_What you are asked to do_
Every line below that mentions the word "React" should be copied out.

_Input_

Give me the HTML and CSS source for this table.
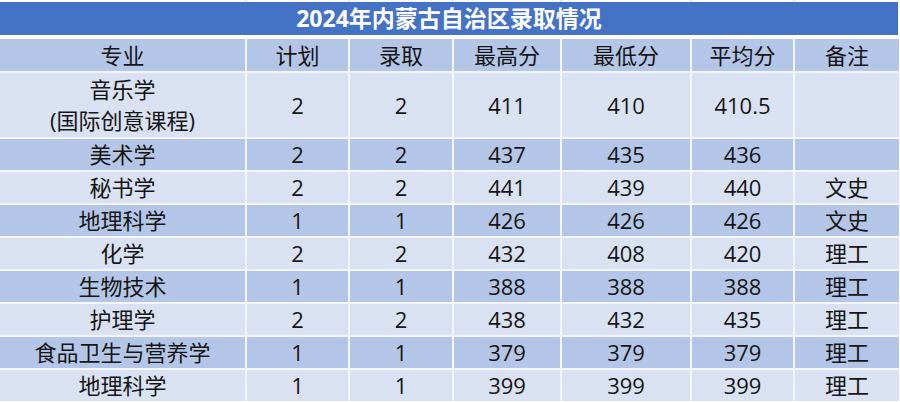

---

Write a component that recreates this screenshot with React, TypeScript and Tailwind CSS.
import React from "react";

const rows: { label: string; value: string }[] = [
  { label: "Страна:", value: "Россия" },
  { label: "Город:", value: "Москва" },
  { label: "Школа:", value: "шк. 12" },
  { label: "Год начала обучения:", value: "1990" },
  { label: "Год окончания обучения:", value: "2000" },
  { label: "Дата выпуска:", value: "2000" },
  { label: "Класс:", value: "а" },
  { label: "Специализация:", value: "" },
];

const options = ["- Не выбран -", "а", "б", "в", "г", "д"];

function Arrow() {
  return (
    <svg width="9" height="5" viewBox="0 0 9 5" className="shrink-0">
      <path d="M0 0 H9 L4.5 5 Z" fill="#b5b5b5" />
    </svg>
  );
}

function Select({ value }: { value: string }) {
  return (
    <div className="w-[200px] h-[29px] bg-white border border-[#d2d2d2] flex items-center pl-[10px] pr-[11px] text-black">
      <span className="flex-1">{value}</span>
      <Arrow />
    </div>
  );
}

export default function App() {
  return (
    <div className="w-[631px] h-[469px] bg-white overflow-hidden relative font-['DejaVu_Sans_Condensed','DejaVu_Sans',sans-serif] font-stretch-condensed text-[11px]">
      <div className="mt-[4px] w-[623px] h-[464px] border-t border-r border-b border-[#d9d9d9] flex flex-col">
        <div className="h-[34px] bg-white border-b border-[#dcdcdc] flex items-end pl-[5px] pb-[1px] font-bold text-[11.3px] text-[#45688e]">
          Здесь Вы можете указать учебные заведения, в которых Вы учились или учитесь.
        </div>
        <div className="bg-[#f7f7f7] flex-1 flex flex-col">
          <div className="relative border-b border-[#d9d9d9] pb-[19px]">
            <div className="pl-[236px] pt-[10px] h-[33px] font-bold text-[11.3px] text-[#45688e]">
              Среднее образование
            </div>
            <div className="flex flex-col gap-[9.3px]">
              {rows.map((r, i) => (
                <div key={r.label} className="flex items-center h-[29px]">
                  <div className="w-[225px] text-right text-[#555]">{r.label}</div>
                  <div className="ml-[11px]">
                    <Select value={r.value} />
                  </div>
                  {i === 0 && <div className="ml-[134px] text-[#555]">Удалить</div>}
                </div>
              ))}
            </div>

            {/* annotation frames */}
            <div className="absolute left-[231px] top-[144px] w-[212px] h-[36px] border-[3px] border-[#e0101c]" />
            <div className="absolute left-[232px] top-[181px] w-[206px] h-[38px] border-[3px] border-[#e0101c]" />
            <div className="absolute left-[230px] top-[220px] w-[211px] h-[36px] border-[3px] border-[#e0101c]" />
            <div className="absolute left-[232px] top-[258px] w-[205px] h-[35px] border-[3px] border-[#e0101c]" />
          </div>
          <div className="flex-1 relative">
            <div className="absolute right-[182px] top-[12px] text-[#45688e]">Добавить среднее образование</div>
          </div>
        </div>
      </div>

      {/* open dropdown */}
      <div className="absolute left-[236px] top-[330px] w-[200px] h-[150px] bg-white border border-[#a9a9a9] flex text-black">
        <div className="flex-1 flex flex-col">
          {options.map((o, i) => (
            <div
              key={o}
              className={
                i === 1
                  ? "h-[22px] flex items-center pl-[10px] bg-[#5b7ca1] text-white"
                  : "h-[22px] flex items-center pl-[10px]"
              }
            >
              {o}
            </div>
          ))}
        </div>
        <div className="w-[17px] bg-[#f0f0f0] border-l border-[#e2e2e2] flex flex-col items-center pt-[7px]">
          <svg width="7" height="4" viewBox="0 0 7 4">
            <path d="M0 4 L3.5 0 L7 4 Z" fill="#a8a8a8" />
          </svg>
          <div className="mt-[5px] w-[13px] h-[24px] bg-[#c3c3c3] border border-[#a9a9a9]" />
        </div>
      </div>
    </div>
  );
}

---

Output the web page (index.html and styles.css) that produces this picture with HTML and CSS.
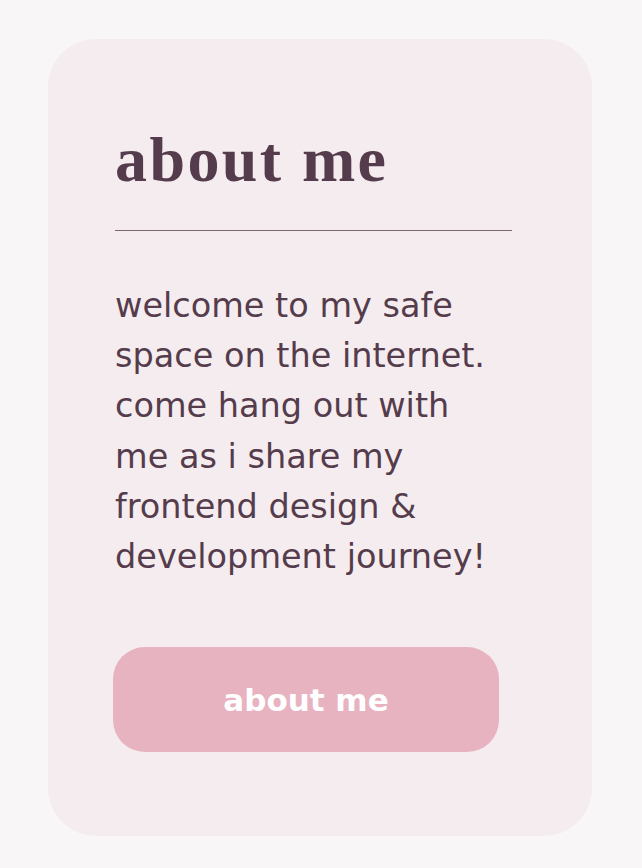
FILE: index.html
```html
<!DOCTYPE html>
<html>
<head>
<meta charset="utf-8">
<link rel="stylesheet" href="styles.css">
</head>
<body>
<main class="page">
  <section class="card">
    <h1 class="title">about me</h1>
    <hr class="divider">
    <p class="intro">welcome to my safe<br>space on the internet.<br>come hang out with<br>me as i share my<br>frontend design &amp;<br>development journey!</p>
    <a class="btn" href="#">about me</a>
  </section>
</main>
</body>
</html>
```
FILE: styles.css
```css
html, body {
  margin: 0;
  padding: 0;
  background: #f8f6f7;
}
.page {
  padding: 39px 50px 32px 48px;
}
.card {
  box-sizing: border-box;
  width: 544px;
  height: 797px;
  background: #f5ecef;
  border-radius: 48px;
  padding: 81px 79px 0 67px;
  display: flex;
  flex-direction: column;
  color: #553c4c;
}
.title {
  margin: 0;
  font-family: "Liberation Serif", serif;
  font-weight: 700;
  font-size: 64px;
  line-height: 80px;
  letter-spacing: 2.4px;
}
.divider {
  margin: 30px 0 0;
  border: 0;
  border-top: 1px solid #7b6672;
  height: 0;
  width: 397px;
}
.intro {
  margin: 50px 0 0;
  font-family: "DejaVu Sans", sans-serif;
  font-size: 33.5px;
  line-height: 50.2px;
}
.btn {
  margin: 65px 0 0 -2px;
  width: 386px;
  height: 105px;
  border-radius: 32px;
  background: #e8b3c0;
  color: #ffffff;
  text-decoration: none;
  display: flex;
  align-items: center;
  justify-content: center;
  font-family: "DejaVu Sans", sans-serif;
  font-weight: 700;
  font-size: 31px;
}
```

_Task output_
Write a component that recreates this screenshot with React, TypeScript and Tailwind CSS.
import React from "react";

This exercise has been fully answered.